Neuro-Linguistic Programming, the science of how the brain and language work together, has several basic assumptions called presuppositions that are good life guidelines. They help us understand our world better and they help us put things into perspective. When you begin to “get” these presuppositions you can make sense of the actions of others – and of yourself. Our brain is a magnificent organ and it does the best it can with the information it has at the time that we take action. This is basic to our understanding of human behavior. In this article I will present three of my favorite presuppositions – those that have had a great impact on my life and understanding. I hope they have a lot of meaning for you too.

  1. The map is not the territory. This means that our personal view of the world is just that – our personal view. What we see and understand is filtered though our own lens of experience and understanding. It is not the same as any other person’s map of the world nor is it representative of the entire territory. We only see a part of the world so if we can open ourselves up to learning and to seeing things differently we will expand our own perceptions and we will be able to understand that different people see things differently than we do.

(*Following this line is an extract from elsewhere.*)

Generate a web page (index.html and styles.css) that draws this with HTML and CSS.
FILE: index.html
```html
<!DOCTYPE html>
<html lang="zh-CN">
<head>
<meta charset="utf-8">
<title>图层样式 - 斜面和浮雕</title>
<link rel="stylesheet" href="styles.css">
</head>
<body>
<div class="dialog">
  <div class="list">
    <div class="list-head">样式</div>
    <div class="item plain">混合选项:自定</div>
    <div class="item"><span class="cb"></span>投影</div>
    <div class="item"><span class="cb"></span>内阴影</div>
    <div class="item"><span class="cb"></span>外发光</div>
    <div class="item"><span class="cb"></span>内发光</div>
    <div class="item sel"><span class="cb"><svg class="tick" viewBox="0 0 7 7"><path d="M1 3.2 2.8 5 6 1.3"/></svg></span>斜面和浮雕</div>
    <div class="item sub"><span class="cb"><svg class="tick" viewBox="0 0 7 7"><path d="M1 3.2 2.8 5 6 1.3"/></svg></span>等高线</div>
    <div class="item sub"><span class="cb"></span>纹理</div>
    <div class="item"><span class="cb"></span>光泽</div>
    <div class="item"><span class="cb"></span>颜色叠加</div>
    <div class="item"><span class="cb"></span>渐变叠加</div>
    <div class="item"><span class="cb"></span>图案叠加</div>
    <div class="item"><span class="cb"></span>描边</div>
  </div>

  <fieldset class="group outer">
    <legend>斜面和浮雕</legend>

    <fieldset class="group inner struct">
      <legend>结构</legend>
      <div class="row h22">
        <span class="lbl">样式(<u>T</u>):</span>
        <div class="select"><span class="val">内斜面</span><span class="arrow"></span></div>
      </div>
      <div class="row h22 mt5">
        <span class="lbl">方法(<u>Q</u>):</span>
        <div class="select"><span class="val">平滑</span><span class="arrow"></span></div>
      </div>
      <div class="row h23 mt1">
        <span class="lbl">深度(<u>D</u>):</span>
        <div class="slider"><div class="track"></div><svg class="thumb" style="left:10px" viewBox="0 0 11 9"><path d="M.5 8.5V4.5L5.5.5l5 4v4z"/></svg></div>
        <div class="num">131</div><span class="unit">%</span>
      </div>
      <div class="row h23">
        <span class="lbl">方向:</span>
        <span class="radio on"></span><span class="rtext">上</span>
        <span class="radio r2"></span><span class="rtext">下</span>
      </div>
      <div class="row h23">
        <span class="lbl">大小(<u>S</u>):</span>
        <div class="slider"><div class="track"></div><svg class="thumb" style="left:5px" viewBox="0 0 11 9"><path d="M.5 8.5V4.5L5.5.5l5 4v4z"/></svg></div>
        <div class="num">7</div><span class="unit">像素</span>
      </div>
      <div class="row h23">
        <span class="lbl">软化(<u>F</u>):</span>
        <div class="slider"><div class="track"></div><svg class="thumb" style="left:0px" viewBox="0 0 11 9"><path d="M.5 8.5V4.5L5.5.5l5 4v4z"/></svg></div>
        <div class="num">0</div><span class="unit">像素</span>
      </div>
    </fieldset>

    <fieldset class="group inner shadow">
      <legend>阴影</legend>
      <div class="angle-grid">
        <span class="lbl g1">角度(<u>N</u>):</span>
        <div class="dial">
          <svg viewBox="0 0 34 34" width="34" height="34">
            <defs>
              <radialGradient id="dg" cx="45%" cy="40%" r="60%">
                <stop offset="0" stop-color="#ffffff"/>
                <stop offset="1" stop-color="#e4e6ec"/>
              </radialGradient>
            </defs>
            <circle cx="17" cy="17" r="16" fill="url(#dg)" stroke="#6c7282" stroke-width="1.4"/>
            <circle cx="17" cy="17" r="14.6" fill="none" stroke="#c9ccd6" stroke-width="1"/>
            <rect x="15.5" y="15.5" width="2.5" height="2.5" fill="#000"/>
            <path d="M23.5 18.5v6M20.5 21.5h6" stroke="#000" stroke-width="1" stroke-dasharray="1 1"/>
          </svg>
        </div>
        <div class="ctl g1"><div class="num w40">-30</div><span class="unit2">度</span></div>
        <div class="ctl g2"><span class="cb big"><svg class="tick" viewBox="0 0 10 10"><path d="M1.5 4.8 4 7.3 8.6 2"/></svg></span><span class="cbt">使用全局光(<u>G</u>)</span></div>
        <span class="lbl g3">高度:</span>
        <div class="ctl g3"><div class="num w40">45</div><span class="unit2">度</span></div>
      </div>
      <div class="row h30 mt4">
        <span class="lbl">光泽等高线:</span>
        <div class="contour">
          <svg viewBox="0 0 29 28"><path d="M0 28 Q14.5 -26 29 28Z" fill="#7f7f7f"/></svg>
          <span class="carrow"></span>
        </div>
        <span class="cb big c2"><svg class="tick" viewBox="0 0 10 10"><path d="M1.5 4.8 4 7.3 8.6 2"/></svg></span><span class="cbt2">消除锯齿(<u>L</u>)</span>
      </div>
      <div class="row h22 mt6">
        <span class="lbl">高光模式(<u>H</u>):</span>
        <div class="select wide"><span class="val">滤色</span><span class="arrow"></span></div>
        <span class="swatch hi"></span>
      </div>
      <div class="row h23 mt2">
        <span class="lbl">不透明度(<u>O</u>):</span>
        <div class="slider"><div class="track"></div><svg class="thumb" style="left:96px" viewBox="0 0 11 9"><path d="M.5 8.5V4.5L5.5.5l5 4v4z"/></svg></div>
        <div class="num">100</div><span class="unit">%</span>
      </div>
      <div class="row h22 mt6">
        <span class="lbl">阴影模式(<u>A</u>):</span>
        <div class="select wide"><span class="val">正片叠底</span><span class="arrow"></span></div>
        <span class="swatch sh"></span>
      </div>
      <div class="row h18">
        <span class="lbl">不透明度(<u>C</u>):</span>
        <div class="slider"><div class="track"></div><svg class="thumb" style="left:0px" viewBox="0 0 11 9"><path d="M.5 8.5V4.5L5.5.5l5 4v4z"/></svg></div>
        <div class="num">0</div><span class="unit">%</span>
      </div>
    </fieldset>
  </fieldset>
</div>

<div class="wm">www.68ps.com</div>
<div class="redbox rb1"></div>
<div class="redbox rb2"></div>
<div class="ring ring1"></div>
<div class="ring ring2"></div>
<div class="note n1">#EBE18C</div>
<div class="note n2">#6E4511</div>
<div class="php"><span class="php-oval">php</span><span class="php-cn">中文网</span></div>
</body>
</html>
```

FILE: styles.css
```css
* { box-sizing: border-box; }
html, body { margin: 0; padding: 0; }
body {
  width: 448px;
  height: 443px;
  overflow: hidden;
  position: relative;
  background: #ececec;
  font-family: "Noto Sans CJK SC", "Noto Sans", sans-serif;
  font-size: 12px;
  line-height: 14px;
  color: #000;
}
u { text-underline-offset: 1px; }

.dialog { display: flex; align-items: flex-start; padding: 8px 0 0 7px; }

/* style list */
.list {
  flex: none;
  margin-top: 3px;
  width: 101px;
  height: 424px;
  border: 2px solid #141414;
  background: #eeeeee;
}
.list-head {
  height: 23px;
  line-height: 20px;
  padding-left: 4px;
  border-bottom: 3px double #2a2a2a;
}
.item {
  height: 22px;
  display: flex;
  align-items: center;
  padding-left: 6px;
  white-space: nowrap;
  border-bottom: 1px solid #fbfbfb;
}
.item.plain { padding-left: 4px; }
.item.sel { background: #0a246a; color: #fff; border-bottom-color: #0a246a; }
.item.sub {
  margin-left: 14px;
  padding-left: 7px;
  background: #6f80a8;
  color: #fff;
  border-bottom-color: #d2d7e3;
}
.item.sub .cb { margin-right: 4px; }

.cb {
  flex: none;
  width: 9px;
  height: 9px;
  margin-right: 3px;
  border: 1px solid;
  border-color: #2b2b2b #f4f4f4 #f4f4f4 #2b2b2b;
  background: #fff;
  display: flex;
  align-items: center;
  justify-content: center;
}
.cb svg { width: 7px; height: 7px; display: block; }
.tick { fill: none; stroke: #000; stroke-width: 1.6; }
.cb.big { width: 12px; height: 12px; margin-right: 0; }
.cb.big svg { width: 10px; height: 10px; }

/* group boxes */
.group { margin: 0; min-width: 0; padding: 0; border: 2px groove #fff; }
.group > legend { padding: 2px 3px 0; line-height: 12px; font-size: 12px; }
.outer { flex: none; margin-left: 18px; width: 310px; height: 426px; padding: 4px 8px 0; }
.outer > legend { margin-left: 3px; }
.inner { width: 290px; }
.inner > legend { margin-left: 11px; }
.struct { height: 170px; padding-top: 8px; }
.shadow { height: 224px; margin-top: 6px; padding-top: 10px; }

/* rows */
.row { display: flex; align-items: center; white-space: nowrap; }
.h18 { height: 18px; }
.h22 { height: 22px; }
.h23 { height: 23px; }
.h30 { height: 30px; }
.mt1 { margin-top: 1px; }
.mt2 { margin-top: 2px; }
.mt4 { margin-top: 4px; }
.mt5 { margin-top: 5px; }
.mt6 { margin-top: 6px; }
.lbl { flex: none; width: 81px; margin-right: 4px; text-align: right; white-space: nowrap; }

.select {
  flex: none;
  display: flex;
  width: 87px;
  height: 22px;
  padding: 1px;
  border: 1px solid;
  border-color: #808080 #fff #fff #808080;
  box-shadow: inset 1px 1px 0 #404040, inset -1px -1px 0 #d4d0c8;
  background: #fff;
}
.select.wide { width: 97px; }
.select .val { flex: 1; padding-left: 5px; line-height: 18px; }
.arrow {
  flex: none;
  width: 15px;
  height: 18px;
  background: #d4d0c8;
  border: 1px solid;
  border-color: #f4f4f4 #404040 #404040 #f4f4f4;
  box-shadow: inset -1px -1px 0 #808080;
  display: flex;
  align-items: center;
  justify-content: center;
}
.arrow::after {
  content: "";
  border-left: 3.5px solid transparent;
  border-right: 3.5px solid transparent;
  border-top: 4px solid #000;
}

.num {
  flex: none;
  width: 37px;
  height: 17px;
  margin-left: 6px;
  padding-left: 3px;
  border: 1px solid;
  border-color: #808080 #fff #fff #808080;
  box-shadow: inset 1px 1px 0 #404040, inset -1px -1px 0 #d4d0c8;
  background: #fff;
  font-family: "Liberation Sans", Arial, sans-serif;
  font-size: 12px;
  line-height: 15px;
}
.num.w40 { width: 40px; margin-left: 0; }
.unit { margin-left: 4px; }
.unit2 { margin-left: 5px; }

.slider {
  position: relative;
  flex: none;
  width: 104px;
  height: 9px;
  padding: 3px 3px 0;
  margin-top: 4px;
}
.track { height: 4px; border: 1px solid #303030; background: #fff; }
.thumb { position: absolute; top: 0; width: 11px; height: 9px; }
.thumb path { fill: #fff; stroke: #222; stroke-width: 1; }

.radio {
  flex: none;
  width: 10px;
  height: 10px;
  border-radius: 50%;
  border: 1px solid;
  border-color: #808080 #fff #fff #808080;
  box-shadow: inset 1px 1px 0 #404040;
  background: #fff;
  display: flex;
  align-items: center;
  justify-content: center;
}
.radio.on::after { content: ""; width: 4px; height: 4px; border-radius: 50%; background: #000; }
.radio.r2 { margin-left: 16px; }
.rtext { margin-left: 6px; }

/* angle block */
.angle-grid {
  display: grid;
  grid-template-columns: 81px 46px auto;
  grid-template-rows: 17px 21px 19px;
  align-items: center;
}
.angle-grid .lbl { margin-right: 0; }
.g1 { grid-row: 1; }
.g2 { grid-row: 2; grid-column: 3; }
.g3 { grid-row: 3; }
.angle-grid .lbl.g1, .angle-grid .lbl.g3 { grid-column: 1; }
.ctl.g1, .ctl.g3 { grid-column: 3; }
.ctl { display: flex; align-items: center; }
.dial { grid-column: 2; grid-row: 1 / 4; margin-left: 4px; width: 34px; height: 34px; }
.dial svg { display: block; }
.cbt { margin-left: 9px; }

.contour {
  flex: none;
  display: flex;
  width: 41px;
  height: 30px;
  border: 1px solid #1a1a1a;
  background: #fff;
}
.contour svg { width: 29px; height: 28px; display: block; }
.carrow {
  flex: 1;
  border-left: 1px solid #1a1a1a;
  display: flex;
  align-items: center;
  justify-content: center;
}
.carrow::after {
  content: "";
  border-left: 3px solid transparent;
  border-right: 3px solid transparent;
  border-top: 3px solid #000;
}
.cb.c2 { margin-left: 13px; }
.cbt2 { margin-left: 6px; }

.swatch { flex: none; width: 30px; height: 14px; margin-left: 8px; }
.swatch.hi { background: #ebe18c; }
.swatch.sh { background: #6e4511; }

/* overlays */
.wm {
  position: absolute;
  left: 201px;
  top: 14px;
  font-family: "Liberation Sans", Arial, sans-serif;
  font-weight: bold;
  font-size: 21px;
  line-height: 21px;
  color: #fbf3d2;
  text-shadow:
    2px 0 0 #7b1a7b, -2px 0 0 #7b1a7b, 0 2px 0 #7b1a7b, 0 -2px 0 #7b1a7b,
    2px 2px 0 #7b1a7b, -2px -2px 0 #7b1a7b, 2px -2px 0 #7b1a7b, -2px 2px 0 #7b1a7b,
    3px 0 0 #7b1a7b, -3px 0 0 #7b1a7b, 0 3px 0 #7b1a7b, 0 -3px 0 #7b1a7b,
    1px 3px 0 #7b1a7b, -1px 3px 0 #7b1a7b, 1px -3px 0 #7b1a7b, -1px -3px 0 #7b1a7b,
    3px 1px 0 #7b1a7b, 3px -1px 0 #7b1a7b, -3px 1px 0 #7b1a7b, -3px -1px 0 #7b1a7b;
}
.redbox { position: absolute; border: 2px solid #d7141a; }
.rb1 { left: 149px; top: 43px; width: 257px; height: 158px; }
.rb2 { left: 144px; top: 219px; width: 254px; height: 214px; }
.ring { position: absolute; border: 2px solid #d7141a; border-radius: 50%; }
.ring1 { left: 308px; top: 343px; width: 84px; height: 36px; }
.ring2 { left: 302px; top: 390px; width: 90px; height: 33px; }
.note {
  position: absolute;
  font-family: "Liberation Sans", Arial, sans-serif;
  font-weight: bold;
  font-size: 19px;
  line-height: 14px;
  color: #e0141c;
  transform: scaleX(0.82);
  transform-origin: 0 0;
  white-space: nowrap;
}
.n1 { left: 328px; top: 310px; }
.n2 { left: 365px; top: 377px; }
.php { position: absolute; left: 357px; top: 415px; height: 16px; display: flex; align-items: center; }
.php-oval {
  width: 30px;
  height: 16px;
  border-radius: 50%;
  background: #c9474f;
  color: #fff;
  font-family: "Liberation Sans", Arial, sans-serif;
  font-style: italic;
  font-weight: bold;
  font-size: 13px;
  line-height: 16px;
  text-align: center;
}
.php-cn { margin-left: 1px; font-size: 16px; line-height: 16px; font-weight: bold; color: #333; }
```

  2. The meaning of communication is the response you get. This puts the responsibility for clear communication squarely on the communicator. If someone responds in a way that is different from what you expected or what you intended then you have not been clear enough or you have not reached the person in his “language”. It is important to understand how another person processes information so that we can get on their “wave-length”. For instance, if a person talks in visual terms and envisions what she is saying then we need to use that same language to communicate with her because that is what she is listening for – that is how her brain works.
  3. Every behavior has a positive intent. This means that behind every behavior, whether we like the behavior or not, there is some positive force which is usually tied to the person doing the behavior. For instance, a robber does so because he might need money – his positive intent is to get money for himself so he can obtain something. In this case we do not condone his behavior but we can see that his intent is to get something he believes he needs for himself.

There are lots more presuppositions so I will write a couple more articles so I can acquaint you with the power they have.